• Direction
Copy out every line containing the word "Emit".

• Dataset rows
___

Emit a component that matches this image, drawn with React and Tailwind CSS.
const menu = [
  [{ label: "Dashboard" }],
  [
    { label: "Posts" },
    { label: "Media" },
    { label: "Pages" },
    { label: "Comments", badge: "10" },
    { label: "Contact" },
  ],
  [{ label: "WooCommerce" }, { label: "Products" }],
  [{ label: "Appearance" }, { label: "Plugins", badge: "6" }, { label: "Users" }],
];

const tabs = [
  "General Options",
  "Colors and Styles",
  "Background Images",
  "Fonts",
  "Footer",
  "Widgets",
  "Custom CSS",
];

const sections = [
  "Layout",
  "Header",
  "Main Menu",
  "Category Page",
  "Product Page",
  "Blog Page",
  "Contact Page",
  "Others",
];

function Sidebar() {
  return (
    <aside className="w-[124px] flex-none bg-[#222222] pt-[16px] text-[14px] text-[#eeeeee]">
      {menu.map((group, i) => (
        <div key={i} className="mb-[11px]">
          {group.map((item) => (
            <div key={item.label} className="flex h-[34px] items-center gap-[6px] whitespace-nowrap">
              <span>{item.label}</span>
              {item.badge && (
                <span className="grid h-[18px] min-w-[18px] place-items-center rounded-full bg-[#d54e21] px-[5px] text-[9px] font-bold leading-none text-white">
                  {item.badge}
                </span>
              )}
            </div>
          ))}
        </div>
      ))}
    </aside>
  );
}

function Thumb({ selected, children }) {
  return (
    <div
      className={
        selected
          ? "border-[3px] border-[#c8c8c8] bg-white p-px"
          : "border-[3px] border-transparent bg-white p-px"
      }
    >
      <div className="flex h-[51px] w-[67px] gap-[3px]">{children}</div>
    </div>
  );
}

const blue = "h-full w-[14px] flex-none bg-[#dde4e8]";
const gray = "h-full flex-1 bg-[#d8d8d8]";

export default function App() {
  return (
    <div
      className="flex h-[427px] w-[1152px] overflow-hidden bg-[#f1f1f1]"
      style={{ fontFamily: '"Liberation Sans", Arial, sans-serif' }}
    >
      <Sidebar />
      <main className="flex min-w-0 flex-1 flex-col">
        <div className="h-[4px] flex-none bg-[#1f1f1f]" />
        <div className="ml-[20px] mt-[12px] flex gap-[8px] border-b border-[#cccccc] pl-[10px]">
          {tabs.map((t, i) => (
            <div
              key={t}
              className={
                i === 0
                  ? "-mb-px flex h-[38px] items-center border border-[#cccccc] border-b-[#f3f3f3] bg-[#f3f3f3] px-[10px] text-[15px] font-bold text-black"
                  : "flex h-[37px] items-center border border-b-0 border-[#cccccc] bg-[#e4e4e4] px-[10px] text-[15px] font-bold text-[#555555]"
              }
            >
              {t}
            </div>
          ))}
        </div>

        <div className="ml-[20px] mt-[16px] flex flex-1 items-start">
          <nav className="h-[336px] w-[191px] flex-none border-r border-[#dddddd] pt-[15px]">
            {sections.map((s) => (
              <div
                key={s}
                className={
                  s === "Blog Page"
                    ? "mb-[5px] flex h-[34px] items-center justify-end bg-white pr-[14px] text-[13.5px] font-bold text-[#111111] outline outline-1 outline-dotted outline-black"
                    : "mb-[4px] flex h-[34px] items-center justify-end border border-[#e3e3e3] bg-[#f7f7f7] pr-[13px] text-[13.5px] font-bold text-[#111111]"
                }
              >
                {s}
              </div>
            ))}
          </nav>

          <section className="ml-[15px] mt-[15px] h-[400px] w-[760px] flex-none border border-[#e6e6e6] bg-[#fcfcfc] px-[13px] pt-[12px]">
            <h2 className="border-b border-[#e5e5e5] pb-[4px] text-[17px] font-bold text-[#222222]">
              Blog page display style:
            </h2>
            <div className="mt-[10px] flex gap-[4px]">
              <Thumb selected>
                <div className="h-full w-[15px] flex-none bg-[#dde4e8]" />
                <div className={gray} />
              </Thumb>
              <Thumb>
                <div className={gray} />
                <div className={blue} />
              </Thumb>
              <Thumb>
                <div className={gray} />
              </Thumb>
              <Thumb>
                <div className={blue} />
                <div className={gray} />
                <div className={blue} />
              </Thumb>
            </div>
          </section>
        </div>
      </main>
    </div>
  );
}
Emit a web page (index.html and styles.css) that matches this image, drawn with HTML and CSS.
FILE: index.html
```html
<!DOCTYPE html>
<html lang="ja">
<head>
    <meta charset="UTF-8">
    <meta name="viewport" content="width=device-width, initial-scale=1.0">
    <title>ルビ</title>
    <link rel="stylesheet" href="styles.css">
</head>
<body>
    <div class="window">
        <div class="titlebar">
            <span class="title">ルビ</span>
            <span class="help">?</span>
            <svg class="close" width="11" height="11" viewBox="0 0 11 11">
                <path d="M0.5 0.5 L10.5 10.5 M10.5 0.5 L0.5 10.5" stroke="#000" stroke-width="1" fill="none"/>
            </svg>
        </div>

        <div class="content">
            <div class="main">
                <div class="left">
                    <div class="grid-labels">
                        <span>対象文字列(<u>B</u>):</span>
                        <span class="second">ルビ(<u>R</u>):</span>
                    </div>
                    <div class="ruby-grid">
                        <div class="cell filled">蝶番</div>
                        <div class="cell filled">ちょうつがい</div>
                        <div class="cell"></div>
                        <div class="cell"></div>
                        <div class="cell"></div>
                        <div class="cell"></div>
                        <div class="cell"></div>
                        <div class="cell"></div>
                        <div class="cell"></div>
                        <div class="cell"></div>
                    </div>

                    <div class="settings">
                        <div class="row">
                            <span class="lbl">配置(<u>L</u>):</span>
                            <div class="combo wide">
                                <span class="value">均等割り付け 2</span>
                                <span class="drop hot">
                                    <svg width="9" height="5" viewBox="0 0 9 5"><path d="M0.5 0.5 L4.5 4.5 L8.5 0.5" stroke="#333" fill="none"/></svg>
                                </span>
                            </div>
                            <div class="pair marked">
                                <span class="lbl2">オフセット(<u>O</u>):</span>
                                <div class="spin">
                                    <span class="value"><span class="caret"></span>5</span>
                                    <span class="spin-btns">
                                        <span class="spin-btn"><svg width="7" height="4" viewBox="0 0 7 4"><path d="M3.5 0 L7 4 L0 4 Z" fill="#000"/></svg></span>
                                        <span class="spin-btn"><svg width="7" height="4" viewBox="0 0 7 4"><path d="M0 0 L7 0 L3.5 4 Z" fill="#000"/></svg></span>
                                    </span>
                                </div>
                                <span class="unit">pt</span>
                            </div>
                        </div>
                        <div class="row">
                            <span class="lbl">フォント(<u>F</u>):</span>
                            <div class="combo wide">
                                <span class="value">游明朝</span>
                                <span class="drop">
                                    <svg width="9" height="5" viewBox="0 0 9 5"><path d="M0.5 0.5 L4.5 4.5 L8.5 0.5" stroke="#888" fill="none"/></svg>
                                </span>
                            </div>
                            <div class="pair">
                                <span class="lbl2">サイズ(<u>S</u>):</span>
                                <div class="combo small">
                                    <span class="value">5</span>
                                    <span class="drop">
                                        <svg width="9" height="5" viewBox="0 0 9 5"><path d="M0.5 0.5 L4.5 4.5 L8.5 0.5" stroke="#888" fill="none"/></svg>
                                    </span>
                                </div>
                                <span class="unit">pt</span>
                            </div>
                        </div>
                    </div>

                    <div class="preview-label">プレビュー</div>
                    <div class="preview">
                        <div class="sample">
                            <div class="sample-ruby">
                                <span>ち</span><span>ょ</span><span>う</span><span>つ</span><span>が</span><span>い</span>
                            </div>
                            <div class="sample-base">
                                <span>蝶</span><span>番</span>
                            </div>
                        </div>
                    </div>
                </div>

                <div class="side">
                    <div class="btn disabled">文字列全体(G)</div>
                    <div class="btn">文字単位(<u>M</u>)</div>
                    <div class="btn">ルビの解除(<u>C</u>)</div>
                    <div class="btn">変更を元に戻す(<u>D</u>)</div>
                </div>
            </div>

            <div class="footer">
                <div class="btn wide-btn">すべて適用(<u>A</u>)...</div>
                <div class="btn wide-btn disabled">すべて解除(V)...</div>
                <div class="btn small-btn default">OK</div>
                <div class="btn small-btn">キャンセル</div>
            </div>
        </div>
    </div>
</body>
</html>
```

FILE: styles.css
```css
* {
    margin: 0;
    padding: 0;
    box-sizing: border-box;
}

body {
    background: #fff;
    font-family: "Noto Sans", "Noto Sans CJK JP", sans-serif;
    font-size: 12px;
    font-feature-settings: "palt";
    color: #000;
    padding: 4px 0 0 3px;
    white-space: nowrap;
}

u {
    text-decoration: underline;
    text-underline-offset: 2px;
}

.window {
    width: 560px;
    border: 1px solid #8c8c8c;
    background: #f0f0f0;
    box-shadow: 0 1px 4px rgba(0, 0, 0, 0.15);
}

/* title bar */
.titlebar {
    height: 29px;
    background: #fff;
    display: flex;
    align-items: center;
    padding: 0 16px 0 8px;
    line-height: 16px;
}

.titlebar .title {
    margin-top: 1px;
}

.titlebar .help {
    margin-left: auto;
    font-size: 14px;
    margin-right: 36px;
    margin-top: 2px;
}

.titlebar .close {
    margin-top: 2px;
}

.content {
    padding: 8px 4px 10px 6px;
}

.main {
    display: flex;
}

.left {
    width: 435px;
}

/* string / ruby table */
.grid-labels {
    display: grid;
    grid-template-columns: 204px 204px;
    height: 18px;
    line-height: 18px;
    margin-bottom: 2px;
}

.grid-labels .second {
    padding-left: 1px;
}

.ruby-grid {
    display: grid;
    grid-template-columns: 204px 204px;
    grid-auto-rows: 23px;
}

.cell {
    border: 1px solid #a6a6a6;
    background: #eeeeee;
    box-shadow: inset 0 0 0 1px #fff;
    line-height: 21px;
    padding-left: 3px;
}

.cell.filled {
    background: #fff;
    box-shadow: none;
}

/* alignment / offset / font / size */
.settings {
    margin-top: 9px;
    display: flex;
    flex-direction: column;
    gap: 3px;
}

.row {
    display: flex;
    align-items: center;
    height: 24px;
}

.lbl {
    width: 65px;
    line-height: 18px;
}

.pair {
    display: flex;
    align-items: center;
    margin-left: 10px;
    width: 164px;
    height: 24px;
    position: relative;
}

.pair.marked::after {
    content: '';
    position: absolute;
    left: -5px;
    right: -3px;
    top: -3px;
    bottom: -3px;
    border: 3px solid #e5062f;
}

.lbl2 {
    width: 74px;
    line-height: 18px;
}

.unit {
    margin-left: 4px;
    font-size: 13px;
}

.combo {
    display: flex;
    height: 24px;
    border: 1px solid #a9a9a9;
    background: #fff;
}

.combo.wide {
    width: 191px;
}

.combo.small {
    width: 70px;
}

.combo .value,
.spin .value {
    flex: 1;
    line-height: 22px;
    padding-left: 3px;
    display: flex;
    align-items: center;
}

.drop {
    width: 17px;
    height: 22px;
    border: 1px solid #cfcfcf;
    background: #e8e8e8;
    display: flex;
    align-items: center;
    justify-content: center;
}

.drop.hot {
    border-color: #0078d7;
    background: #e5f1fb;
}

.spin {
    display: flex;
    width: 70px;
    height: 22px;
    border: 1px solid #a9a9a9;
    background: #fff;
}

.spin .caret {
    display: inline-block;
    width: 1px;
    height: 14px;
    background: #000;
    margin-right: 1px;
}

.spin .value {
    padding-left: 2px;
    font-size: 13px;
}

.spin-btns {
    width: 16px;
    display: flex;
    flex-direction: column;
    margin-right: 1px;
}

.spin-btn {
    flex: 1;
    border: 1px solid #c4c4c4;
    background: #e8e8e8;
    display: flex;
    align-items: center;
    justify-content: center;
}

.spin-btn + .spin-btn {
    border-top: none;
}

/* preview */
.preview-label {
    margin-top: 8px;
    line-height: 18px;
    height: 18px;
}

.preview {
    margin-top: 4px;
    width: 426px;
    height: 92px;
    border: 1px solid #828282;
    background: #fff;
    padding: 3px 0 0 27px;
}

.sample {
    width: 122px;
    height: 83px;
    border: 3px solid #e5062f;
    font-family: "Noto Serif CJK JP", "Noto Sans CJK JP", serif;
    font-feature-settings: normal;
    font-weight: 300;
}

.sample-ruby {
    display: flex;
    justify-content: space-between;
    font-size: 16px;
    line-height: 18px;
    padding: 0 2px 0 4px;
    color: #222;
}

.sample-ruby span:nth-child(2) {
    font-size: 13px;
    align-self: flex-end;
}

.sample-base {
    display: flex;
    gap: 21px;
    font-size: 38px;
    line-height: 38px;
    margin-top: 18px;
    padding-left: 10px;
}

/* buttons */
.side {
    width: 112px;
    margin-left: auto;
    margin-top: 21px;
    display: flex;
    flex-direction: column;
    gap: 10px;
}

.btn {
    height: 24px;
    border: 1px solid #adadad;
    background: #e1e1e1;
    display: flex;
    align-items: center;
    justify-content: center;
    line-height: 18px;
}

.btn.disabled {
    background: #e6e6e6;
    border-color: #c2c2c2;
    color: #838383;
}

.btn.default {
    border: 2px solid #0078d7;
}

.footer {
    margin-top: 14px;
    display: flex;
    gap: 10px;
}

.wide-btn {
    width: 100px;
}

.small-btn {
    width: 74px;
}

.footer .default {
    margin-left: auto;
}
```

___

• Right answer
Emit a component that matches this image, drawn with React and Tailwind CSS.
Emit a web page (index.html and styles.css) that matches this image, drawn with HTML and CSS.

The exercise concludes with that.